INFORMATION SUPPLIED
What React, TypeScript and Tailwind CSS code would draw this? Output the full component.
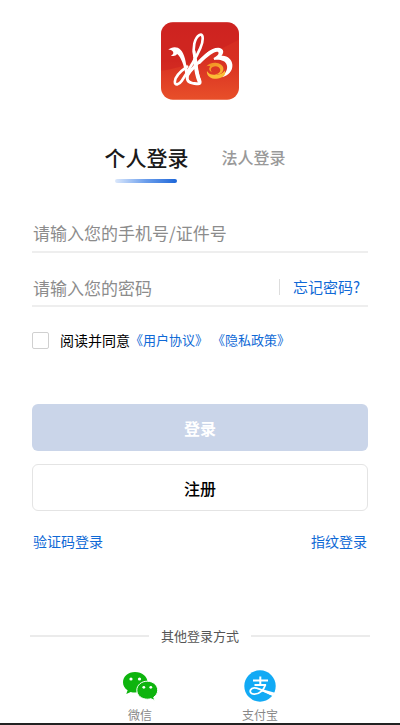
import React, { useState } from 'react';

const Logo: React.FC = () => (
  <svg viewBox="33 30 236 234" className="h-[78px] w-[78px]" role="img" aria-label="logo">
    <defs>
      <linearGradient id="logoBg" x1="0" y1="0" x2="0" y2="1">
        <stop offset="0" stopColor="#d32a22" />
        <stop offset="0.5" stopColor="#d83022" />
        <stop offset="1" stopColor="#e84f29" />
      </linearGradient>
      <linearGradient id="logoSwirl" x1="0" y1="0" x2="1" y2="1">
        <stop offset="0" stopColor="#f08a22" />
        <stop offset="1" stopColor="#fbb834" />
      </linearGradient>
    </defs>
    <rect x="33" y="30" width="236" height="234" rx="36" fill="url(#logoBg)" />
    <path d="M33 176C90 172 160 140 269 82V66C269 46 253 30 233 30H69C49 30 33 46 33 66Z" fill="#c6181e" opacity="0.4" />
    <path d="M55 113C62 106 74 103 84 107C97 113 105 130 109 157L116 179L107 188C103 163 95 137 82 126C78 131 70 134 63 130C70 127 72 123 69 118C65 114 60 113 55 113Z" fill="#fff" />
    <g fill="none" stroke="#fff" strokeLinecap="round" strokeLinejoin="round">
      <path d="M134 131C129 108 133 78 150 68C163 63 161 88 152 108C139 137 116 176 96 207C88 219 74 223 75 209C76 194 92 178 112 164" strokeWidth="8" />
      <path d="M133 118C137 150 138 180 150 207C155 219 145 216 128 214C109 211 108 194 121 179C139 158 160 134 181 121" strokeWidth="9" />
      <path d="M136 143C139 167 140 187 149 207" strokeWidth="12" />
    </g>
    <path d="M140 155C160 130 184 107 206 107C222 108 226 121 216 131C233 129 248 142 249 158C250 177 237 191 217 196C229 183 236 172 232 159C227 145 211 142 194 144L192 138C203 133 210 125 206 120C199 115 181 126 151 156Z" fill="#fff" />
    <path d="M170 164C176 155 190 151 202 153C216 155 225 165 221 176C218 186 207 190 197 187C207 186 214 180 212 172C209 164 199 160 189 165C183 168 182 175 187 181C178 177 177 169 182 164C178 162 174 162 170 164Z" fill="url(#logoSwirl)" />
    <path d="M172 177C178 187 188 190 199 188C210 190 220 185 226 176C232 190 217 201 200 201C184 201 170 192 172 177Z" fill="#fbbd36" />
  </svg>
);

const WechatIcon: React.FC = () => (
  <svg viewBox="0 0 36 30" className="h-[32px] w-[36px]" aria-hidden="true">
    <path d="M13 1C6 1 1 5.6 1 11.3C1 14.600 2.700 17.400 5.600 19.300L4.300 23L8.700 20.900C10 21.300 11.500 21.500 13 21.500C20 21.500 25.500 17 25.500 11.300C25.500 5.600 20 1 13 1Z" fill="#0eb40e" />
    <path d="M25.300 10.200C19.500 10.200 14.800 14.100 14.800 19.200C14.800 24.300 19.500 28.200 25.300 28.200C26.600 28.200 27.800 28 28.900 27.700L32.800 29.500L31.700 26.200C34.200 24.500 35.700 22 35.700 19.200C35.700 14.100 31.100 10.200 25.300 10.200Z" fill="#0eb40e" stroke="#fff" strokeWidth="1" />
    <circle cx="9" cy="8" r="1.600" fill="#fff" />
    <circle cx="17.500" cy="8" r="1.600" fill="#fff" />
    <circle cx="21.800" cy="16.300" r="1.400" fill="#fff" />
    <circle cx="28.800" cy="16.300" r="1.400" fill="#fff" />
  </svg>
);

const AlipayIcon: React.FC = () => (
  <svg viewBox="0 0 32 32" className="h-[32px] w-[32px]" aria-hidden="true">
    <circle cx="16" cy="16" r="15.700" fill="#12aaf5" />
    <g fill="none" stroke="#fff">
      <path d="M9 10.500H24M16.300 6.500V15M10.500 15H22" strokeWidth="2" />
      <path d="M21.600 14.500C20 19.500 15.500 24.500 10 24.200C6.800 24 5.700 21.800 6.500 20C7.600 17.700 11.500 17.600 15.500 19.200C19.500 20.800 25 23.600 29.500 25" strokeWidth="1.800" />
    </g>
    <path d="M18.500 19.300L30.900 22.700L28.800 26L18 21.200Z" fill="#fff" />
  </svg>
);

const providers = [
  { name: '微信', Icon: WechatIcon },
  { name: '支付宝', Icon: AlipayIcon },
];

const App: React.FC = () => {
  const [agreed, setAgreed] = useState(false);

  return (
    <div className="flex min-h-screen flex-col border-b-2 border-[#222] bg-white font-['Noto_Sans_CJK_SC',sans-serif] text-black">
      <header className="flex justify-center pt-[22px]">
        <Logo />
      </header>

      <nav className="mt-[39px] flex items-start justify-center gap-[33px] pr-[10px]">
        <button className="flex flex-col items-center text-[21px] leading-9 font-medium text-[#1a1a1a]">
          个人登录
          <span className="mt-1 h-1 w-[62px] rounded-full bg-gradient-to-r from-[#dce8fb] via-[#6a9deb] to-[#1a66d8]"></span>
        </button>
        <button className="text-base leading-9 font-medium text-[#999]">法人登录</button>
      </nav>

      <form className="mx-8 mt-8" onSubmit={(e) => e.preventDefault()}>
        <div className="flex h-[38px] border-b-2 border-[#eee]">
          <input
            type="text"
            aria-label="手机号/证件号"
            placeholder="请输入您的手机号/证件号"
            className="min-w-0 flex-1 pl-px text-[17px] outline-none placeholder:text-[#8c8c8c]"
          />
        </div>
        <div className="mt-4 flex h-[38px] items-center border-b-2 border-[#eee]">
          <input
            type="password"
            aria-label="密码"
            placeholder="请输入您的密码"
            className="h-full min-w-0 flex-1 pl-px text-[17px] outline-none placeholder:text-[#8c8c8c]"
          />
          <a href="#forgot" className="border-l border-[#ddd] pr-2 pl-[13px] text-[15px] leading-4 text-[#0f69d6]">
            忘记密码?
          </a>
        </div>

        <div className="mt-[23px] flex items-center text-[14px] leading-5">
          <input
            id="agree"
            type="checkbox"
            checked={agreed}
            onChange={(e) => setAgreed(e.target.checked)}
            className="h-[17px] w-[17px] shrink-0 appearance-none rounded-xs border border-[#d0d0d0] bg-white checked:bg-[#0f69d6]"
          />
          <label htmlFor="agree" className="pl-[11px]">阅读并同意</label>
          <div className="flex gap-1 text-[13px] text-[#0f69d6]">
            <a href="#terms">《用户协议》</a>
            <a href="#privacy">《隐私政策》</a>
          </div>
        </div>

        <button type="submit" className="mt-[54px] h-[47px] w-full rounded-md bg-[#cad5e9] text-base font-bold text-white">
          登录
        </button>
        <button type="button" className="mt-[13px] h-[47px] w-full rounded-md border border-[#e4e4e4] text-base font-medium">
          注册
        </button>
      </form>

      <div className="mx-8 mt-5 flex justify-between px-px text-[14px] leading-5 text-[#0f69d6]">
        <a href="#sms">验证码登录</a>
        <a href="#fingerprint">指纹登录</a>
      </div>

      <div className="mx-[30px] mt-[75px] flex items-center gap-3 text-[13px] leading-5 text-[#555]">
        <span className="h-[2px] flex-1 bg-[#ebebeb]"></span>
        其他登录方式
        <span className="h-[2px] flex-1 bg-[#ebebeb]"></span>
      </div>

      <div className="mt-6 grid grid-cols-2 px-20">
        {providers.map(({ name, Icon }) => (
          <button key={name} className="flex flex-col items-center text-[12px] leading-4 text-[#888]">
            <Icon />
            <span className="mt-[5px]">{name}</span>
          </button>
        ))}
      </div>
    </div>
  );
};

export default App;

SET EXERCISE
Copy each line in full and exactly, omitting any picture.

THE COMPLETED TASK
What React, TypeScript and Tailwind CSS code would draw this? Output the full component.
import React, { useState } from 'react';

const Logo: React.FC = () => (
  <svg viewBox="33 30 236 234" className="h-[78px] w-[78px]" role="img" aria-label="logo">
    <defs>
      <linearGradient id="logoBg" x1="0" y1="0" x2="0" y2="1">
        <stop offset="0" stopColor="#d32a22" />
        <stop offset="0.5" stopColor="#d83022" />
        <stop offset="1" stopColor="#e84f29" />
      </linearGradient>
      <linearGradient id="logoSwirl" x1="0" y1="0" x2="1" y2="1">
        <stop offset="0" stopColor="#f08a22" />
        <stop offset="1" stopColor="#fbb834" />
      </linearGradient>
    </defs>
    <rect x="33" y="30" width="236" height="234" rx="36" fill="url(#logoBg)" />
    <path d="M33 176C90 172 160 140 269 82V66C269 46 253 30 233 30H69C49 30 33 46 33 66Z" fill="#c6181e" opacity="0.4" />
    <path d="M55 113C62 106 74 103 84 107C97 113 105 130 109 157L116 179L107 188C103 163 95 137 82 126C78 131 70 134 63 130C70 127 72 123 69 118C65 114 60 113 55 113Z" fill="#fff" />
    <g fill="none" stroke="#fff" strokeLinecap="round" strokeLinejoin="round">
      <path d="M134 131C129 108 133 78 150 68C163 63 161 88 152 108C139 137 116 176 96 207C88 219 74 223 75 209C76 194 92 178 112 164" strokeWidth="8" />
      <path d="M133 118C137 150 138 180 150 207C155 219 145 216 128 214C109 211 108 194 121 179C139 158 160 134 181 121" strokeWidth="9" />
      <path d="M136 143C139 167 140 187 149 207" strokeWidth="12" />
    </g>
    <path d="M140 155C160 130 184 107 206 107C222 108 226 121 216 131C233 129 248 142 249 158C250 177 237 191 217 196C229 183 236 172 232 159C227 145 211 142 194 144L192 138C203 133 210 125 206 120C199 115 181 126 151 156Z" fill="#fff" />
    <path d="M170 164C176 155 190 151 202 153C216 155 225 165 221 176C218 186 207 190 197 187C207 186 214 180 212 172C209 164 199 160 189 165C183 168 182 175 187 181C178 177 177 169 182 164C178 162 174 162 170 164Z" fill="url(#logoSwirl)" />
    <path d="M172 177C178 187 188 190 199 188C210 190 220 185 226 176C232 190 217 201 200 201C184 201 170 192 172 177Z" fill="#fbbd36" />
  </svg>
);

const WechatIcon: React.FC = () => (
  <svg viewBox="0 0 36 30" className="h-[32px] w-[36px]" aria-hidden="true">
    <path d="M13 1C6 1 1 5.6 1 11.3C1 14.600 2.700 17.400 5.600 19.300L4.300 23L8.700 20.900C10 21.300 11.500 21.500 13 21.500C20 21.500 25.500 17 25.500 11.300C25.500 5.600 20 1 13 1Z" fill="#0eb40e" />
    <path d="M25.300 10.200C19.500 10.200 14.800 14.100 14.800 19.200C14.800 24.300 19.500 28.200 25.300 28.200C26.600 28.200 27.800 28 28.900 27.700L32.800 29.500L31.700 26.200C34.200 24.500 35.700 22 35.700 19.200C35.700 14.100 31.100 10.200 25.300 10.200Z" fill="#0eb40e" stroke="#fff" strokeWidth="1" />
    <circle cx="9" cy="8" r="1.600" fill="#fff" />
    <circle cx="17.500" cy="8" r="1.600" fill="#fff" />
    <circle cx="21.800" cy="16.300" r="1.400" fill="#fff" />
    <circle cx="28.800" cy="16.300" r="1.400" fill="#fff" />
  </svg>
);

const AlipayIcon: React.FC = () => (
  <svg viewBox="0 0 32 32" className="h-[32px] w-[32px]" aria-hidden="true">
    <circle cx="16" cy="16" r="15.700" fill="#12aaf5" />
    <g fill="none" stroke="#fff">
      <path d="M9 10.500H24M16.300 6.500V15M10.500 15H22" strokeWidth="2" />
      <path d="M21.600 14.500C20 19.500 15.500 24.500 10 24.200C6.800 24 5.700 21.800 6.500 20C7.600 17.700 11.500 17.600 15.500 19.200C19.500 20.800 25 23.600 29.500 25" strokeWidth="1.800" />
    </g>
    <path d="M18.500 19.300L30.900 22.700L28.800 26L18 21.200Z" fill="#fff" />
  </svg>
);

const providers = [
  { name: '微信', Icon: WechatIcon },
  { name: '支付宝', Icon: AlipayIcon },
];

const App: React.FC = () => {
  const [agreed, setAgreed] = useState(false);

  return (
    <div className="flex min-h-screen flex-col border-b-2 border-[#222] bg-white font-['Noto_Sans_CJK_SC',sans-serif] text-black">
      <header className="flex justify-center pt-[22px]">
        <Logo />
      </header>

      <nav className="mt-[39px] flex items-start justify-center gap-[33px] pr-[10px]">
        <button className="flex flex-col items-center text-[21px] leading-9 font-medium text-[#1a1a1a]">
          个人登录
          <span className="mt-1 h-1 w-[62px] rounded-full bg-gradient-to-r from-[#dce8fb] via-[#6a9deb] to-[#1a66d8]"></span>
        </button>
        <button className="text-base leading-9 font-medium text-[#999]">法人登录</button>
      </nav>

      <form className="mx-8 mt-8" onSubmit={(e) => e.preventDefault()}>
        <div className="flex h-[38px] border-b-2 border-[#eee]">
          <input
            type="text"
            aria-label="手机号/证件号"
            placeholder="请输入您的手机号/证件号"
            className="min-w-0 flex-1 pl-px text-[17px] outline-none placeholder:text-[#8c8c8c]"
          />
        </div>
        <div className="mt-4 flex h-[38px] items-center border-b-2 border-[#eee]">
          <input
            type="password"
            aria-label="密码"
            placeholder="请输入您的密码"
            className="h-full min-w-0 flex-1 pl-px text-[17px] outline-none placeholder:text-[#8c8c8c]"
          />
          <a href="#forgot" className="border-l border-[#ddd] pr-2 pl-[13px] text-[15px] leading-4 text-[#0f69d6]">
            忘记密码?
          </a>
        </div>

        <div className="mt-[23px] flex items-center text-[14px] leading-5">
          <input
            id="agree"
            type="checkbox"
            checked={agreed}
            onChange={(e) => setAgreed(e.target.checked)}
            className="h-[17px] w-[17px] shrink-0 appearance-none rounded-xs border border-[#d0d0d0] bg-white checked:bg-[#0f69d6]"
          />
          <label htmlFor="agree" className="pl-[11px]">阅读并同意</label>
          <div className="flex gap-1 text-[13px] text-[#0f69d6]">
            <a href="#terms">《用户协议》</a>
            <a href="#privacy">《隐私政策》</a>
          </div>
        </div>

        <button type="submit" className="mt-[54px] h-[47px] w-full rounded-md bg-[#cad5e9] text-base font-bold text-white">
          登录
        </button>
        <button type="button" className="mt-[13px] h-[47px] w-full rounded-md border border-[#e4e4e4] text-base font-medium">
          注册
        </button>
      </form>

      <div className="mx-8 mt-5 flex justify-between px-px text-[14px] leading-5 text-[#0f69d6]">
        <a href="#sms">验证码登录</a>
        <a href="#fingerprint">指纹登录</a>
      </div>

      <div className="mx-[30px] mt-[75px] flex items-center gap-3 text-[13px] leading-5 text-[#555]">
        <span className="h-[2px] flex-1 bg-[#ebebeb]"></span>
        其他登录方式
        <span className="h-[2px] flex-1 bg-[#ebebeb]"></span>
      </div>

      <div className="mt-6 grid grid-cols-2 px-20">
        {providers.map(({ name, Icon }) => (
          <button key={name} className="flex flex-col items-center text-[12px] leading-4 text-[#888]">
            <Icon />
            <span className="mt-[5px]">{name}</span>
          </button>
        ))}
      </div>
    </div>
  );
};

export default App;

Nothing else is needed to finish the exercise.